Problem details — Copy out the listing that follows, exact in every word, and skip the images.

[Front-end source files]
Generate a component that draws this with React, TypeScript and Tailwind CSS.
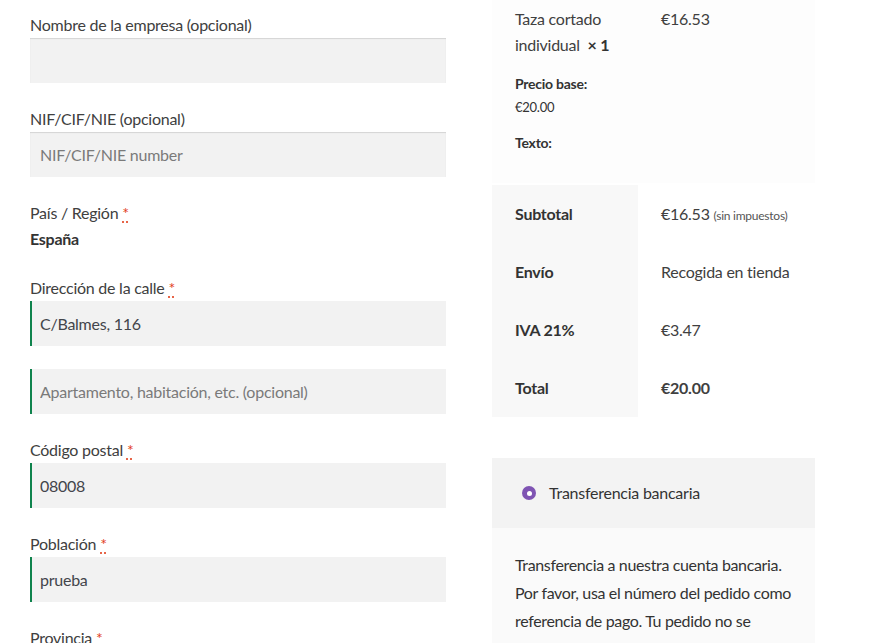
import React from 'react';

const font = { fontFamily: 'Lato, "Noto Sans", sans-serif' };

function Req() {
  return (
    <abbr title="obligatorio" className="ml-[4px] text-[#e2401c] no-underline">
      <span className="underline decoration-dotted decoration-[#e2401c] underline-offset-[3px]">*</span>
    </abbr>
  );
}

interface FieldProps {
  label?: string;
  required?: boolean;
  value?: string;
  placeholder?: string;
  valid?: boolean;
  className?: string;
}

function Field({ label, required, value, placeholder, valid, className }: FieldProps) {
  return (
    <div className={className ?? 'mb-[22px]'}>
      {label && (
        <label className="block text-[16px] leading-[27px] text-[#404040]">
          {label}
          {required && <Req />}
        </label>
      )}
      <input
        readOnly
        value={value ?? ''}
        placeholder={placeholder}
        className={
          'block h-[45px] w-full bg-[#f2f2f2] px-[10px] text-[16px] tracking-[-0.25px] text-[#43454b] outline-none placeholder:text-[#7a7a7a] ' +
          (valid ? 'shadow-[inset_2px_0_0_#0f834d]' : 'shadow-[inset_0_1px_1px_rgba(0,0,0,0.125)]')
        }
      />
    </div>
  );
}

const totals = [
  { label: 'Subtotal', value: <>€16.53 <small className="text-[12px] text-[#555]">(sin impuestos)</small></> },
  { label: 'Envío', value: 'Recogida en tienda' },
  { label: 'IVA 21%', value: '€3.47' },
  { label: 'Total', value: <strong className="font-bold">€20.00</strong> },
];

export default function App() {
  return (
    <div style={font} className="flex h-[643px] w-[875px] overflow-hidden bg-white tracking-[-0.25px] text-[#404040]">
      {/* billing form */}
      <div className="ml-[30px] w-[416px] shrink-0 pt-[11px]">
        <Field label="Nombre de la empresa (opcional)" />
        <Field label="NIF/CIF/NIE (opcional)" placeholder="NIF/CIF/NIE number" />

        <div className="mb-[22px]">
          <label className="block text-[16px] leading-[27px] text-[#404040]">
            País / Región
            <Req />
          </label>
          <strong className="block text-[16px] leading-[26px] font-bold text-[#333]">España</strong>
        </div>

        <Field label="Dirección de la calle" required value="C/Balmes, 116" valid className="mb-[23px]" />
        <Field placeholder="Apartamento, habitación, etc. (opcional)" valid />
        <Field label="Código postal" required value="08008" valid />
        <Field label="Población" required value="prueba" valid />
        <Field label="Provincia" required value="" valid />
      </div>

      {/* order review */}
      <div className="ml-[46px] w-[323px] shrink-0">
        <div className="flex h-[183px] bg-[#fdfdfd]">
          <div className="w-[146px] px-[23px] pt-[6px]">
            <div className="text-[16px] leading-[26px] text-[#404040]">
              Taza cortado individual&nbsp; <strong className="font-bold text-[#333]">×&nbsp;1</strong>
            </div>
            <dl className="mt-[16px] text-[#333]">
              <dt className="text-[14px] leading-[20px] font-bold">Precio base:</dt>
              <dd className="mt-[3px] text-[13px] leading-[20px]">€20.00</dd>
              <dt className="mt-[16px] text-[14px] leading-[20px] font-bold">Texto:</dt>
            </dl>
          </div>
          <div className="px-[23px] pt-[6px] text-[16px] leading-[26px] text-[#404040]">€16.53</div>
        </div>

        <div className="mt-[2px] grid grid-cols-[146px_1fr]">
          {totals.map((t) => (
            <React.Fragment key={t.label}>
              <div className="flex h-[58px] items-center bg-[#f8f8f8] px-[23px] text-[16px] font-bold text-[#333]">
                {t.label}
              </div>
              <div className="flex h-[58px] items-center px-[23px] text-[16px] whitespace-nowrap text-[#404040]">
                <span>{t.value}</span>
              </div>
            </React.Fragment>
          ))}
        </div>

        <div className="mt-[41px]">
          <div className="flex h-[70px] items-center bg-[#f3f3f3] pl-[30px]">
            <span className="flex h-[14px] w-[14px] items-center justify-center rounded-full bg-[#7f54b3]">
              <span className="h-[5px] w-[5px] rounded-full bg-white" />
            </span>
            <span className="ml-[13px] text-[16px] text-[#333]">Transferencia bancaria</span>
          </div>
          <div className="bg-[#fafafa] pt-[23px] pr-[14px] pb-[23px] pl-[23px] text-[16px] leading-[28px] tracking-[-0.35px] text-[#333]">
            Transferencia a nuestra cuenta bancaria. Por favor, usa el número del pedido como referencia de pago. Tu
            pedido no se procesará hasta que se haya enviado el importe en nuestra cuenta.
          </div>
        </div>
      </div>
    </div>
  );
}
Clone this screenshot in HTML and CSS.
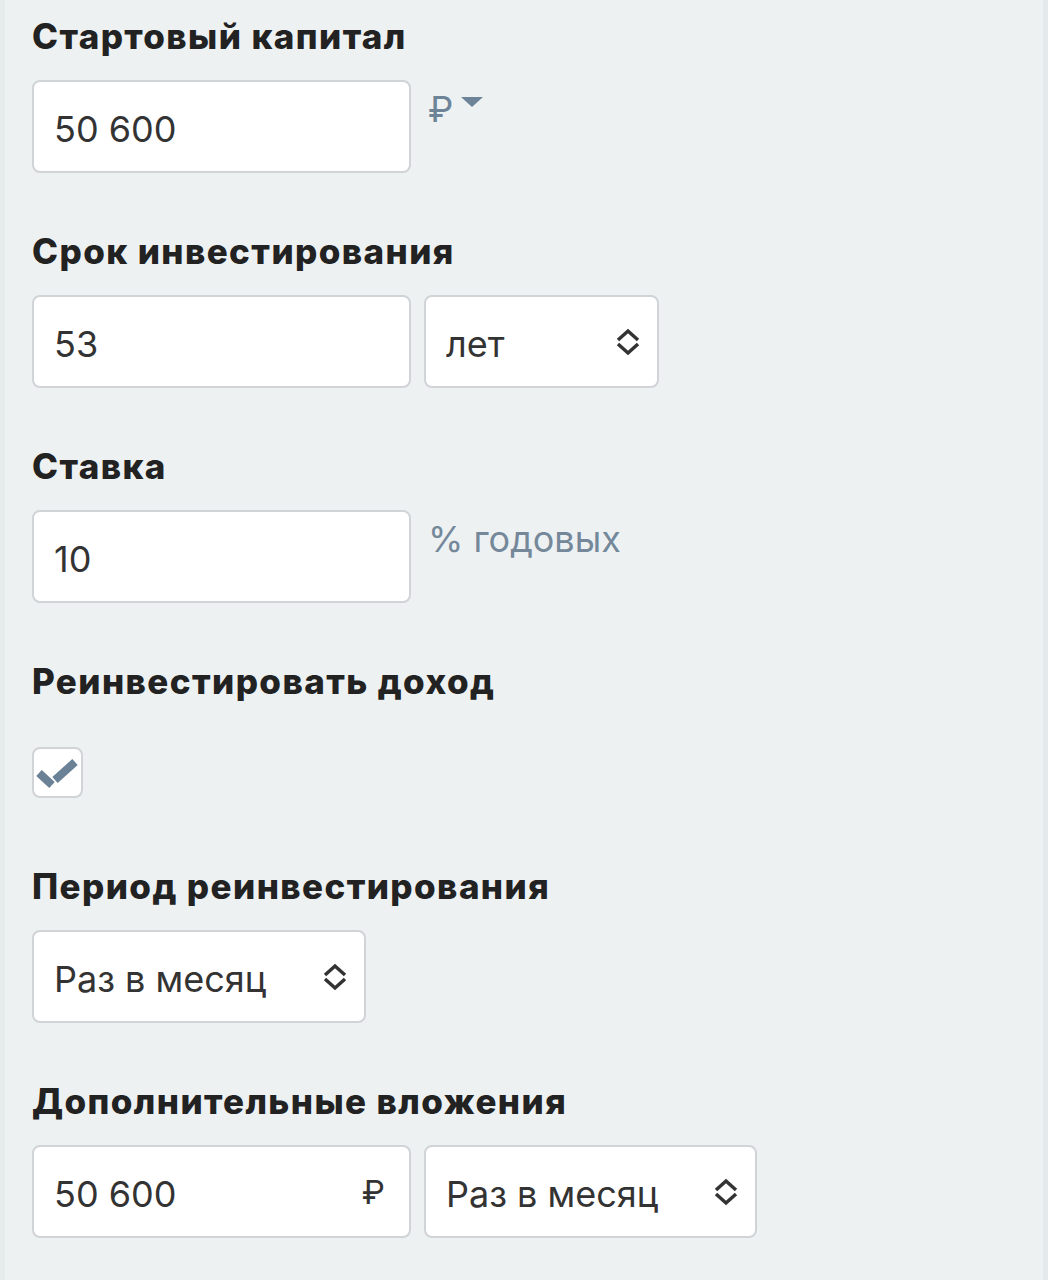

Expected output —
Generate a component that draws this with React, TypeScript and Tailwind CSS.
import React from 'react';

const font = { fontFamily: 'Lato, "Noto Sans", sans-serif' };

function Req() {
  return (
    <abbr title="obligatorio" className="ml-[4px] text-[#e2401c] no-underline">
      <span className="underline decoration-dotted decoration-[#e2401c] underline-offset-[3px]">*</span>
    </abbr>
  );
}

interface FieldProps {
  label?: string;
  required?: boolean;
  value?: string;
  placeholder?: string;
  valid?: boolean;
  className?: string;
}

function Field({ label, required, value, placeholder, valid, className }: FieldProps) {
  return (
    <div className={className ?? 'mb-[22px]'}>
      {label && (
        <label className="block text-[16px] leading-[27px] text-[#404040]">
          {label}
          {required && <Req />}
        </label>
      )}
      <input
        readOnly
        value={value ?? ''}
        placeholder={placeholder}
        className={
          'block h-[45px] w-full bg-[#f2f2f2] px-[10px] text-[16px] tracking-[-0.25px] text-[#43454b] outline-none placeholder:text-[#7a7a7a] ' +
          (valid ? 'shadow-[inset_2px_0_0_#0f834d]' : 'shadow-[inset_0_1px_1px_rgba(0,0,0,0.125)]')
        }
      />
    </div>
  );
}

const totals = [
  { label: 'Subtotal', value: <>€16.53 <small className="text-[12px] text-[#555]">(sin impuestos)</small></> },
  { label: 'Envío', value: 'Recogida en tienda' },
  { label: 'IVA 21%', value: '€3.47' },
  { label: 'Total', value: <strong className="font-bold">€20.00</strong> },
];

export default function App() {
  return (
    <div style={font} className="flex h-[643px] w-[875px] overflow-hidden bg-white tracking-[-0.25px] text-[#404040]">
      {/* billing form */}
      <div className="ml-[30px] w-[416px] shrink-0 pt-[11px]">
        <Field label="Nombre de la empresa (opcional)" />
        <Field label="NIF/CIF/NIE (opcional)" placeholder="NIF/CIF/NIE number" />

        <div className="mb-[22px]">
          <label className="block text-[16px] leading-[27px] text-[#404040]">
            País / Región
            <Req />
          </label>
          <strong className="block text-[16px] leading-[26px] font-bold text-[#333]">España</strong>
        </div>

        <Field label="Dirección de la calle" required value="C/Balmes, 116" valid className="mb-[23px]" />
        <Field placeholder="Apartamento, habitación, etc. (opcional)" valid />
        <Field label="Código postal" required value="08008" valid />
        <Field label="Población" required value="prueba" valid />
        <Field label="Provincia" required value="" valid />
      </div>

      {/* order review */}
      <div className="ml-[46px] w-[323px] shrink-0">
        <div className="flex h-[183px] bg-[#fdfdfd]">
          <div className="w-[146px] px-[23px] pt-[6px]">
            <div className="text-[16px] leading-[26px] text-[#404040]">
              Taza cortado individual&nbsp; <strong className="font-bold text-[#333]">×&nbsp;1</strong>
            </div>
            <dl className="mt-[16px] text-[#333]">
              <dt className="text-[14px] leading-[20px] font-bold">Precio base:</dt>
              <dd className="mt-[3px] text-[13px] leading-[20px]">€20.00</dd>
              <dt className="mt-[16px] text-[14px] leading-[20px] font-bold">Texto:</dt>
            </dl>
          </div>
          <div className="px-[23px] pt-[6px] text-[16px] leading-[26px] text-[#404040]">€16.53</div>
        </div>

        <div className="mt-[2px] grid grid-cols-[146px_1fr]">
          {totals.map((t) => (
            <React.Fragment key={t.label}>
              <div className="flex h-[58px] items-center bg-[#f8f8f8] px-[23px] text-[16px] font-bold text-[#333]">
                {t.label}
              </div>
              <div className="flex h-[58px] items-center px-[23px] text-[16px] whitespace-nowrap text-[#404040]">
                <span>{t.value}</span>
              </div>
            </React.Fragment>
          ))}
        </div>

        <div className="mt-[41px]">
          <div className="flex h-[70px] items-center bg-[#f3f3f3] pl-[30px]">
            <span className="flex h-[14px] w-[14px] items-center justify-center rounded-full bg-[#7f54b3]">
              <span className="h-[5px] w-[5px] rounded-full bg-white" />
            </span>
            <span className="ml-[13px] text-[16px] text-[#333]">Transferencia bancaria</span>
          </div>
          <div className="bg-[#fafafa] pt-[23px] pr-[14px] pb-[23px] pl-[23px] text-[16px] leading-[28px] tracking-[-0.35px] text-[#333]">
            Transferencia a nuestra cuenta bancaria. Por favor, usa el número del pedido como referencia de pago. Tu
            pedido no se procesará hasta que se haya enviado el importe en nuestra cuenta.
          </div>
        </div>
      </div>
    </div>
  );
}
Clone this screenshot in HTML and CSS.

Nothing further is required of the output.